I think we have time in the sense that the worst that happens is that
tooling picks the wrong CFMWS to dynamically create a region and the
performance ends up being sub-optimal. That's tolerable to work around
in userspace in the near term. I want to get some wider confidence in
the DOE ABI with respect to the known protocols and what to do about
the vendor-specific protocols that may conflict and will be driven
from userspace issued config-cycles.

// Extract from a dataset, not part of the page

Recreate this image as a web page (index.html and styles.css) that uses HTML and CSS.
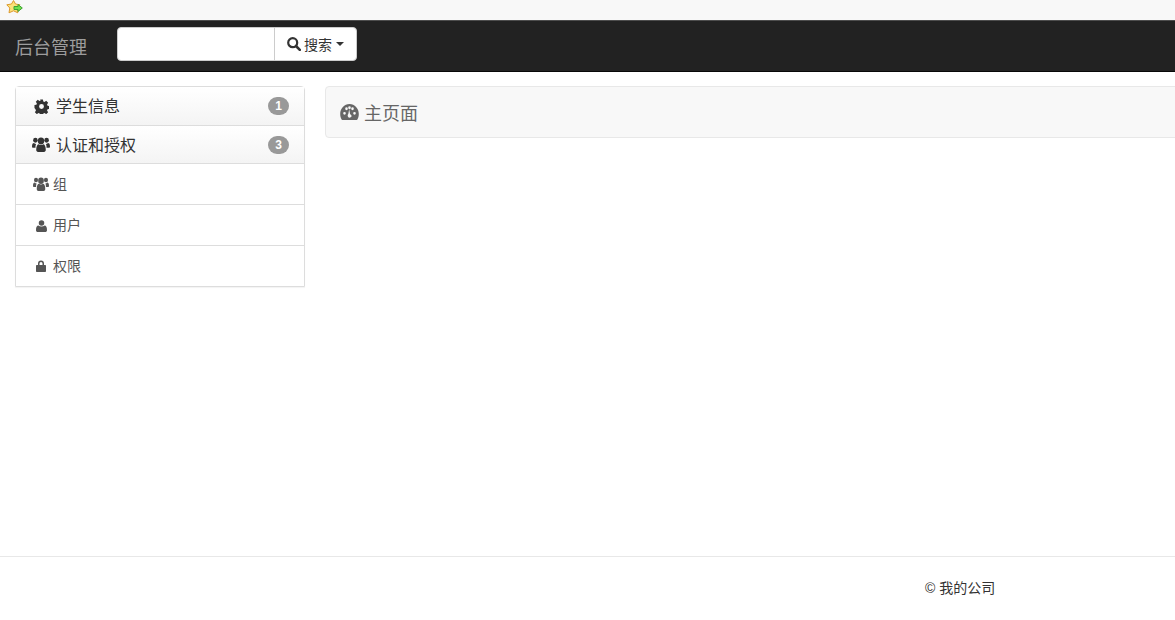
FILE: index.html
```html
<!DOCTYPE html>
<html lang="zh">
<head>
<meta charset="utf-8">
<title>后台管理</title>
<link rel="stylesheet" href="styles.css">
</head>
<body>
<div class="page">
  <div class="topstrip">
    <svg class="star" viewBox="0 0 17 14" width="17" height="14">
      <path d="M7.500 0.500 L9.500 4 L14 4.800 L11 8 L11.800 12.800 L7.500 10.800 L3 12.800 L3.800 8 L0.800 4.800 L5.500 4 Z" fill="#fbe27a" stroke="#dd9a2e" stroke-width="1"/>
      <path d="M8 6.500 H12 V4.500 L16.300 8 L12 11.500 V9.500 H8 Z" fill="#6fe04e" stroke="#3fa033" stroke-width="1"/>
    </svg>
  </div>
  <nav class="navbar">
    <span class="brand">后台管理</span>
    <form class="search">
      <input class="search-input" type="text">
      <button class="search-btn" type="button">
        <svg class="ico-search" viewBox="0 0 14 14" width="14" height="14"><circle cx="5.700" cy="5.700" r="4.500" fill="none" stroke="#333" stroke-width="2.200"/><path d="M9 9 L12.800 12.800" stroke="#333" stroke-width="2.600" stroke-linecap="round"/></svg>
        <span>搜索</span>
        <i class="caret"></i>
      </button>
    </form>
  </nav>
  <div class="content">
    <aside class="sidebar">
      <div class="head">
        <span class="ic">
          <svg viewBox="0 0 16 16" width="15" height="15"><path fill="#333" fill-rule="evenodd" d="M6.500 0.500h3l.4 2.100 1.300.55 1.800-1.200 2.100 2.100-1.200 1.800.55 1.300 2.050.4v3l-2.050.4-.55 1.300 1.200 1.800-2.100 2.100-1.800-1.200-1.300.55-.4 2.050h-3l-.4-2.050-1.300-.55-1.800 1.200-2.100-2.100 1.200-1.800-.55-1.300L.5 9.500v-3l2.050-.4.55-1.300-1.200-1.800 2.100-2.100 1.800 1.200 1.300-.55zM8 5.400a2.600 2.600 0 1 0 0 5.200 2.600 2.600 0 0 0 0-5.200z"/></svg>
        </span>
        <span class="label">学生信息</span>
        <span class="badge">1</span>
      </div>
      <div class="head">
        <span class="ic">
          <svg viewBox="0 0 18 14" width="18" height="15" preserveAspectRatio="none"><g fill="#333"><circle cx="3.400" cy="3" r="2.300"/><circle cx="14.600" cy="3" r="2.300"/><path d="M0 9c0-2.400.8-3.400 2-3.400.6.600 1.300.9 2.100.9-.5 1-.7 2-.6 3.500H1.200C.5 10 0 9.700 0 9zM18 9c0-2.400-.8-3.400-2-3.400-.6.600-1.300.9-2.100.9.5 1 .7 2 .6 3.500h2.300c.7 0 1.200-.3 1.200-1z"/><circle cx="9" cy="3.700" r="3.200"/><path d="M4.200 12c0-3.500 1.200-5.300 2.600-5.300.6.500 1.300.8 2.200.8s1.600-.3 2.200-.8c1.400 0 2.600 1.800 2.600 5.300 0 1.200-.8 2-1.800 2H6c-1 0-1.800-.8-1.800-2z"/></g></svg>
        </span>
        <span class="label">认证和授权</span>
        <span class="badge">3</span>
      </div>
      <div class="item">
        <span class="ic">
          <svg viewBox="0 0 18 14" width="16" height="14" preserveAspectRatio="none"><g fill="#555"><circle cx="3.400" cy="3" r="2.300"/><circle cx="14.600" cy="3" r="2.300"/><path d="M0 9c0-2.400.8-3.400 2-3.400.6.600 1.300.9 2.100.9-.5 1-.7 2-.6 3.500H1.200C.5 10 0 9.700 0 9zM18 9c0-2.400-.8-3.400-2-3.400-.6.600-1.300.9-2.100.9.5 1 .7 2 .6 3.500h2.300c.7 0 1.200-.3 1.200-1z"/><circle cx="9" cy="3.700" r="3.200"/><path d="M4.200 12c0-3.500 1.200-5.300 2.600-5.300.6.500 1.300.8 2.200.8s1.600-.3 2.200-.8c1.400 0 2.600 1.800 2.600 5.300 0 1.200-.8 2-1.800 2H6c-1 0-1.800-.8-1.800-2z"/></g></svg>
        </span>
        <span class="label">组</span>
      </div>
      <div class="item">
        <span class="ic">
          <svg class="nudge" viewBox="0 0 12 13" width="11" height="12"><g fill="#555"><circle cx="6" cy="3.200" r="3"/><path d="M0 11c0-3.300 1-5 2.600-5 .8.700 2 1.100 3.400 1.100S8.600 6.700 9.400 6c1.600 0 2.600 1.700 2.600 5 0 1.200-.8 2-1.900 2H1.900C.8 13 0 12.200 0 11z"/></g></svg>
        </span>
        <span class="label">用户</span>
      </div>
      <div class="item">
        <span class="ic">
          <svg class="shift" viewBox="0 0 10 12" width="10" height="12"><path fill="#555" fill-rule="evenodd" d="M2 5V3.500a3 3 0 0 1 6 0V5h1c.6 0 1 .4 1 1v5c0 .6-.4 1-1 1H1c-.6 0-1-.4-1-1V6c0-.6.4-1 1-1zm1.500 0h3V3.500a1.500 1.500 0 0 0-3 0z"/></svg>
        </span>
        <span class="label">权限</span>
      </div>
    </aside>
    <main class="main">
      <div class="crumb">
        <svg class="ico-dash" viewBox="0 1 19 14" width="19" height="16" preserveAspectRatio="none"><path fill="#666" fill-rule="evenodd" d="M9.500 1C4.300 1 .2 4.900.2 9.800c0 1.800.5 3.400 1.400 4.700.2.300.4.400.7.400h14.400c.3 0 .5-.1.700-.4.900-1.300 1.400-2.900 1.400-4.700C18.800 4.900 14.700 1 9.500 1zM4.500 10.500a1.300 1.300 0 1 1 0-2.600 1.300 1.300 0 0 1 0 2.600zm2-4a1.300 1.300 0 1 1 0-2.600 1.300 1.300 0 0 1 0 2.600zm3-1a1.300 1.300 0 1 1 0-2.600 1.300 1.300 0 0 1 0 2.600zm1.200 7.200a2 2 0 0 1-2.800-.8c-.4-.8-.2-1.600.4-2.200l.9-4.200.9 4.400c.8.200 1.400.8 1.500 1.600 0 .5-.4.900-.9 1.200zM12.500 6.500a1.300 1.300 0 1 1 0-2.600 1.300 1.300 0 0 1 0 2.600zm2 4a1.300 1.300 0 1 1 0-2.600 1.300 1.300 0 0 1 0 2.600z"/></svg>
        <span>主页面</span>
      </div>
    </main>
  </div>
  <footer class="footer">
    <span class="copy">© 我的公司</span>
  </footer>
</div>
</body>
</html>
```
FILE: styles.css
```css
* { box-sizing: border-box; }
html, body { margin: 0; padding: 0; height: 100%; overflow: hidden; background: #fff; }
body { font-family: "Liberation Sans", "Noto Sans CJK SC", sans-serif; font-size: 14px; color: #333; }
.page { width: 1175px; height: 620px; overflow: hidden; display: flex; flex-direction: column; }
.topstrip { height: 20px; background: #f8f8f8; padding: 0 0 0 6px; display: flex; align-items: flex-start; flex: none; }
.star { display: block; }
.navbar { height: 52px; flex: none; background: #222; border-top: 1px solid #4d4d4d; border-bottom: 1px solid #080808; display: flex; align-items: center; padding-left: 15px; }
.brand { color: #9d9d9d; font-size: 18px; width: 102px; }
.search { display: flex; height: 34px; margin-top: -4px; }
.search-input { width: 158px; height: 34px; border: 1px solid #ccc; border-radius: 4px 0 0 4px; background: #fff; padding: 0; }
.search-btn { width: 83px; height: 34px; margin-left: -1px; border: 1px solid #ccc; border-radius: 0 4px 4px 0; background: #fff; color: #333; font: inherit; display: flex; align-items: center; justify-content: center; gap: 3px; padding: 0; }
.caret { width: 0; height: 0; margin-left: 1px; border-top: 4px solid #333; border-left: 4px solid transparent; border-right: 4px solid transparent; }
.content { flex: 1; display: flex; align-items: flex-start; padding: 14px 0 0 15px; gap: 20px; }
.sidebar { width: 290px; flex: none; border: 1px solid #ddd; border-radius: 4px 4px 0 0; box-shadow: 0 1px 1px rgba(0,0,0,.05); }
.head { height: 39px; display: flex; align-items: center; padding: 0 15px 0 0; background: linear-gradient(#fff, #f4f4f4); border-bottom: 1px solid #ddd; font-size: 16px; color: #333; }
.head + .head { height: 38px; }
.ic { width: 37px; flex: none; display: flex; justify-content: center; padding-left: 13px; margin-right: 3px; }
.label { padding-bottom: 2px; }
.head .label { flex: 1; }
.badge { min-width: 21px; height: 18px; border-radius: 10px; background: #999; color: #fff; font-size: 12px; font-weight: bold; display: flex; align-items: center; justify-content: center; }
.item { height: 41px; display: flex; align-items: center; border-bottom: 1px solid #ddd; color: #555; font-size: 14px; }
.item:last-child { border-bottom: 0; height: 40px; }
.item .ic { margin-right: 0; }
.nudge { margin-top: 1px; }
.shift { margin-left: -1px; margin-top: -1px; }
.main { flex: none; width: 870px; }
.crumb { height: 52px; background: #f8f8f8; border: 1px solid #e8e8e8; border-radius: 4px; display: flex; align-items: center; padding-left: 14px; gap: 5px; font-size: 18px; color: #666; }
.footer { height: 64px; flex: none; border-top: 1px solid #e8e8e8; padding: 22px 0 0 925px; font-size: 14px; color: #333; line-height: 18px; }
.copy { display: block; }
```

That likely means that no DOE ABI
is the best ABI to start which means not moving forward with
aux-devices so scripts do not become attached to something that is not
fully committed to being carried forward.

I still want to refresh the request_config_region() support for at
least having the kernel warn on userspace conflicting configuration
writes to config areas claimed by a driver.